# Data provided
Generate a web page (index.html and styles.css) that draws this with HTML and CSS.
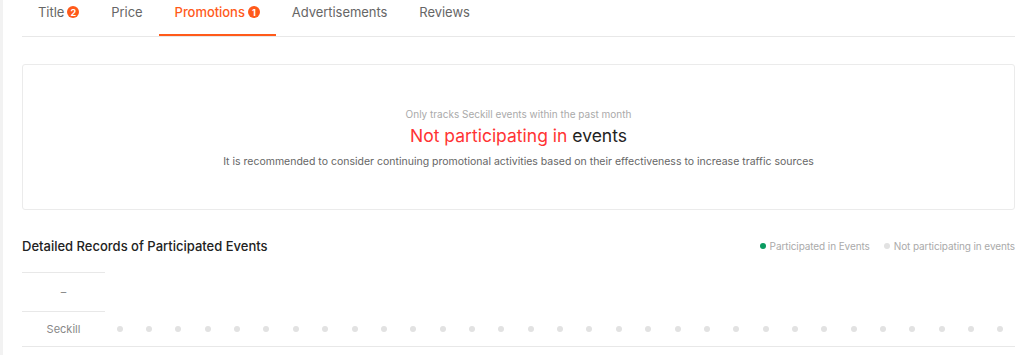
FILE: index.html
```html
<!DOCTYPE html>
<html lang="en">
<head>
    <meta charset="UTF-8">
    <meta name="viewport" content="width=device-width, initial-scale=1.0">
    <title>Promotions</title>
    <link rel="stylesheet" href="styles.css">
</head>
<body>
    <div class="page">
        <div class="tabs">
            <div class="tab">Title <span class="badge">2</span></div>
            <div class="tab">Price</div>
            <div class="tab active">Promotions <span class="badge">1</span></div>
            <div class="tab">Advertisements</div>
            <div class="tab">Reviews</div>
        </div>

        <div class="summary-card">
            <p class="hint">Only tracks Seckill events within the past month</p>
            <p class="status"><span class="warn">Not participating in</span> events</p>
            <p class="advice">It is recommended to consider continuing promotional activities based on their effectiveness to increase traffic sources</p>
        </div>

        <div class="section-head">
            <h3>Detailed Records of Participated Events</h3>
            <div class="legend">
                <span class="legend-item"><i class="dot on"></i>Participated in Events</span>
                <span class="legend-item"><i class="dot"></i>Not participating in events</span>
            </div>
        </div>

        <div class="records">
            <div class="row head-row">
                <div class="label">–</div>
                <div class="cells"></div>
            </div>
            <div class="row last-row">
                <div class="label">Seckill</div>
                <div class="cells" id="seckillDays"></div>
            </div>
        </div>
    </div>

    <script>
// one dot per day of the past month
const days = document.getElementById('seckillDays');
for (let i = 0; i < 31; i++) {
    const cell = document.createElement('span');
    cell.className = 'day';
    cell.innerHTML = '<i class="dot"></i>';
    days.appendChild(cell);
}
    </script>
</body>
</html>
```

FILE: styles.css
```css
body {
    margin: 0;
    font-family: Inter, "Noto Sans", Arial, sans-serif;
    color: #333;
    background-color: #fff;
}

.page {
    border-left: 3px solid #f2f2f2;
    padding: 0 9px 0 19px;
    min-height: 355px;
    box-sizing: border-box;
}

.tabs {
    display: flex;
    border-bottom: 1px solid #e8e8e8;
    height: 37px;
    box-sizing: border-box;
}

.tab {
    padding: 3px 16px 0;
    height: 36px;
    line-height: 19px;
    font-size: 13px;
    letter-spacing: -0.05px;
    color: #666;
    box-sizing: border-box;
    display: flex;
    align-items: flex-start;
    gap: 3px;
    border-bottom: 2px solid transparent;
}

.tab.active {
    color: #ff5a1a;
    font-weight: 500;
    border-bottom-color: #ff5a1a;
}

.badge {
    display: inline-flex;
    align-items: center;
    justify-content: center;
    width: 12px;
    height: 12px;
    margin-top: 3px;
    border-radius: 50%;
    background-color: #ff5a1a;
    color: #fff;
    font-size: 9px;
    font-weight: 700;
    letter-spacing: 0;
    line-height: 1;
}

.summary-card {
    margin-top: 27px;
    height: 146px;
    border: 1px solid #ebebeb;
    border-radius: 3px;
    box-sizing: border-box;
    display: flex;
    flex-direction: column;
    align-items: center;
    justify-content: center;
    text-align: center;
}

.summary-card p {
    margin: 0;
}

.hint {
    font-size: 10px;
    color: #aaa;
    line-height: 14px;
    margin-top: 2px !important;
}

.status {
    font-size: 17.5px;
    line-height: 22px;
    margin-top: 4px !important;
    color: #222;
}

.warn {
    color: #ff3333;
}

.advice {
    font-size: 10.5px;
    color: #666;
    line-height: 16px;
    margin-top: 7px !important;
}

.section-head {
    display: flex;
    justify-content: space-between;
    align-items: center;
    margin-top: 26px;
    height: 20px;
}

.section-head h3 {
    margin: 0;
    font-size: 13px;
    font-weight: 500;
    color: #222;
}

.legend {
    display: flex;
    gap: 14px;
    font-size: 10px;
    letter-spacing: -0.1px;
    color: #aaa;
}

.legend-item {
    display: flex;
    align-items: center;
    gap: 4px;
}

.dot {
    display: inline-block;
    width: 6px;
    height: 6px;
    border-radius: 50%;
    background-color: #e2e2e2;
}

.dot.on {
    background-color: #0a9b60;
}

.records {
    margin-top: 16px;
}

.row {
    display: flex;
}

.label {
    width: 83px;
    flex-shrink: 0;
    text-align: center;
    font-size: 11px;
    color: #888;
    border-top: 1px solid #e8e8e8;
    box-sizing: border-box;
}

.head-row .label {
    height: 39px;
    line-height: 38px;
}

.last-row {
    border-bottom: 1px solid #e8e8e8;
}

.last-row .label {
    height: 35px;
    line-height: 34px;
}

.cells {
    flex: 1;
    display: flex;
}

.day {
    flex: 1;
    display: flex;
    align-items: center;
    justify-content: center;
}
```
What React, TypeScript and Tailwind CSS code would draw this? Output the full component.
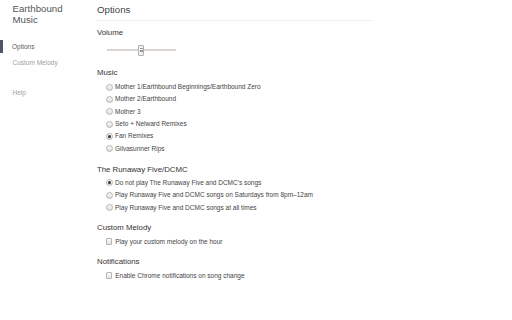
import { useState } from 'react';

const musicOptions = [
  'Mother 1/Earthbound Beginnings/Earthbound Zero',
  'Mother 2/Earthbound',
  'Mother 3',
  'Seto + Nelward Remixes',
  'Fan Remixes',
  'Gilvasunner Rips',
];

const runawayOptions = [
  "Do not play The Runaway Five and DCMC's songs",
  'Play Runaway Five and DCMC songs on Saturdays from 8pm\u201312am',
  'Play Runaway Five and DCMC songs at all times',
];

function Radio({ checked, label, onClick }: { checked: boolean; label: string; onClick: () => void }) {
  return (
    <div onClick={onClick} className="flex h-[12.3px] cursor-pointer items-center pl-[9.5px]">
      <span className="flex h-[7px] w-[7px] items-center justify-center rounded-full border border-[#b4b4b4] bg-gradient-to-b from-[#fafafa] to-[#dedede]">
        {checked && <span className="h-[3px] w-[3px] rounded-full bg-[#333]" />}
      </span>
      <span className="ml-[2.5px] text-[6.5px] leading-[10px] text-[#444]">{label}</span>
    </div>
  );
}

function Checkbox({ label }: { label: string }) {
  const [checked, setChecked] = useState(false);
  return (
    <div
      onClick={() => setChecked((prev) => !prev)}
      className="mt-[3px] flex h-[12px] cursor-pointer items-center pl-[9.7px]"
    >
      <span className="flex h-[6.5px] w-[6.5px] items-center justify-center rounded-[1px] border border-[#b4b4b4] bg-gradient-to-b from-[#fbfbfb] to-[#e4e4e4] text-[5px] leading-none text-[#333]">
        {checked ? '\u2713' : ''}
      </span>
      <span className="ml-[3px] text-[6.5px] leading-[10px] text-[#444]">{label}</span>
    </div>
  );
}

function App() {
  const [music, setMusic] = useState(4);
  const [runaway, setRunaway] = useState(0);

  return (
    <div className="flex h-[320px] w-[512px] bg-white font-['Liberation_Sans',Arial,sans-serif]">
      <div className="w-[96px] shrink-0">
        <div className="pl-[12.5px] pt-[2.5px] text-[9.7px] leading-[11.5px] text-[#555]">
          Earthbound
          <br />
          Music
        </div>
        <div className="mt-[14.5px] flex h-[13px] items-center border-l-[3.5px] border-[#4b5768] pl-[9px] text-[6.5px] text-[#5a5a5a]">
          Options
        </div>
        <div className="mt-[3px] flex h-[13px] items-center pl-[12.5px] text-[6.5px] text-[#a0a0a0]">
          Custom Melody
        </div>
        <div className="mt-[17px] flex h-[13px] items-center pl-[12.5px] text-[6.5px] text-[#a0a0a0]">
          Help
        </div>
      </div>

      <div className="flex-1">
        <div className="w-[277px] border-b border-[#eeeeee] pb-[3px] pl-[1px] pt-[3px] text-[9.7px] leading-[14px] text-[#444]">
          Options
        </div>

        <div className="mt-[7px] pl-[1px] text-[7.8px] leading-[10px] text-[#333]">Volume</div>
        <div className="relative ml-[11px] mt-[6px] flex h-[12px] w-[69px] items-center">
          <div className="h-[1.5px] w-full bg-[#d9d4cf]" />
          <div className="absolute left-[31px] top-[0.5px] flex h-[11px] w-[6px] flex-col items-center justify-center gap-[1px] rounded-[1px] border border-[#b0b0b0] bg-[#f3f3f3]">
            <span className="h-[0.5px] w-[3px] bg-[#999]" />
            <span className="h-[0.5px] w-[3px] bg-[#999]" />
            <span className="h-[0.5px] w-[3px] bg-[#999]" />
          </div>
        </div>

        <div className="mt-[12px] pl-[1px] text-[7.8px] leading-[10px] text-[#333]">Music</div>
        <div className="mt-[3px]">
          {musicOptions.map((option, index) => (
            <Radio key={option} label={option} checked={music === index} onClick={() => setMusic(index)} />
          ))}
        </div>

        <div className="mt-[10px] pl-[1px] text-[7.8px] leading-[10px] text-[#333]">The Runaway Five/DCMC</div>
        <div className="mt-[2px]">
          {runawayOptions.map((option, index) => (
            <Radio key={option} label={option} checked={runaway === index} onClick={() => setRunaway(index)} />
          ))}
        </div>

        <div className="mt-[9px] pl-[1px] text-[7.8px] leading-[10px] text-[#333]">Custom Melody</div>
        <Checkbox label="Play your custom melody on the hour" />

        <div className="mt-[9px] pl-[1px] text-[7.8px] leading-[10px] text-[#333]">Notifications</div>
        <Checkbox label="Enable Chrome notifications on song change" />
      </div>
    </div>
  );
}

export default App;
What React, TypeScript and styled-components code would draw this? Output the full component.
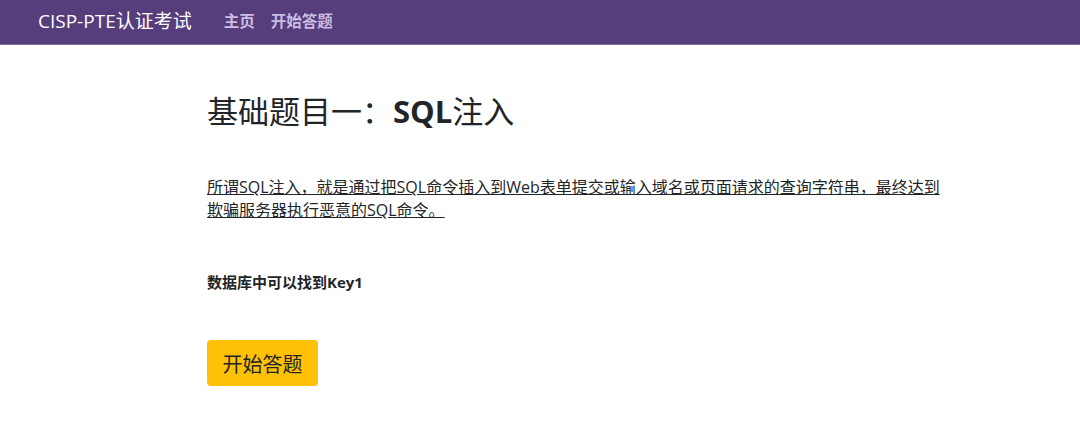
import styled, { createGlobalStyle } from 'styled-components';

const GlobalStyle = createGlobalStyle`
  html, body {
    margin: 0;
    padding: 0;
    background: #fff;
  }
  body {
    font-family: "Open Sans", "Noto Sans CJK SC", sans-serif;
    color: #212529;
  }
`;

const Navbar = styled.nav`
  height: 45px;
  background: #563d7c;
  border-bottom: 1px solid #7d68a0;
  box-sizing: border-box;
  display: flex;
  align-items: center;
  padding: 0 0 4px 38px;
`;

const Brand = styled.a`
  font-size: 19px;
  color: #fff;
  text-decoration: none;
  margin-right: 32px;
`;

const NavLinks = styled.div`
  display: flex;
  gap: 16px;
`;

const NavLink = styled.a`
  font-size: 15.5px;
  font-weight: 700;
  color: #cbbde2;
  text-decoration: none;
`;

const Main = styled.main`
  padding: 48px 0 0 207px;
  width: 740px;
`;

const Title = styled.h1`
  font-size: 31px;
  font-weight: 400;
  line-height: 1.2;
  margin: 0 0 46px;
  color: #212529;
`;

const Description = styled.a`
  display: block;
  font-size: 16px;
  line-height: 23px;
  color: #212529;
  text-decoration: underline;
  margin-bottom: 49px;
`;

const Hint = styled.p`
  font-size: 15px;
  font-weight: 700;
  margin: 0 0 48px;
`;

const StartButton = styled.button`
  width: 111px;
  height: 46px;
  background: #ffc107;
  border: none;
  border-radius: 4px;
  font-family: inherit;
  font-size: 20px;
  color: #212529;
  cursor: pointer;
`;

export default function App() {
  return (
    <>
      <GlobalStyle />
      <Navbar>
        <Brand href="#">CISP-PTE认证考试</Brand>
        <NavLinks>
          <NavLink href="#">主页</NavLink>
          <NavLink href="#">开始答题</NavLink>
        </NavLinks>
      </Navbar>
      <Main>
        <Title>
          基础题目一：<b>SQL</b>注入
        </Title>
        <Description href="#">
          所谓SQL注入，就是通过把SQL命令插入到Web表单提交或输入域名或页面请求的查询字符串，最终达到欺骗服务器执行恶意的SQL命令。
        </Description>
        <Hint>数据库中可以找到Key1</Hint>
        <StartButton>开始答题</StartButton>
      </Main>
    </>
  );
}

# What to produce
Give again, exactly as written, only the lines that start at the one with "What React, TypeScript and Tailwind" and end at the one with "const [runaway, setRunaway] = useState(0);", both included. Skip any pictures.

# Full solution
What React, TypeScript and Tailwind CSS code would draw this? Output the full component.
import { useState } from 'react';

const musicOptions = [
  'Mother 1/Earthbound Beginnings/Earthbound Zero',
  'Mother 2/Earthbound',
  'Mother 3',
  'Seto + Nelward Remixes',
  'Fan Remixes',
  'Gilvasunner Rips',
];

const runawayOptions = [
  "Do not play The Runaway Five and DCMC's songs",
  'Play Runaway Five and DCMC songs on Saturdays from 8pm\u201312am',
  'Play Runaway Five and DCMC songs at all times',
];

function Radio({ checked, label, onClick }: { checked: boolean; label: string; onClick: () => void }) {
  return (
    <div onClick={onClick} className="flex h-[12.3px] cursor-pointer items-center pl-[9.5px]">
      <span className="flex h-[7px] w-[7px] items-center justify-center rounded-full border border-[#b4b4b4] bg-gradient-to-b from-[#fafafa] to-[#dedede]">
        {checked && <span className="h-[3px] w-[3px] rounded-full bg-[#333]" />}
      </span>
      <span className="ml-[2.5px] text-[6.5px] leading-[10px] text-[#444]">{label}</span>
    </div>
  );
}

function Checkbox({ label }: { label: string }) {
  const [checked, setChecked] = useState(false);
  return (
    <div
      onClick={() => setChecked((prev) => !prev)}
      className="mt-[3px] flex h-[12px] cursor-pointer items-center pl-[9.7px]"
    >
      <span className="flex h-[6.5px] w-[6.5px] items-center justify-center rounded-[1px] border border-[#b4b4b4] bg-gradient-to-b from-[#fbfbfb] to-[#e4e4e4] text-[5px] leading-none text-[#333]">
        {checked ? '\u2713' : ''}
      </span>
      <span className="ml-[3px] text-[6.5px] leading-[10px] text-[#444]">{label}</span>
    </div>
  );
}

function App() {
  const [music, setMusic] = useState(4);
  const [runaway, setRunaway] = useState(0);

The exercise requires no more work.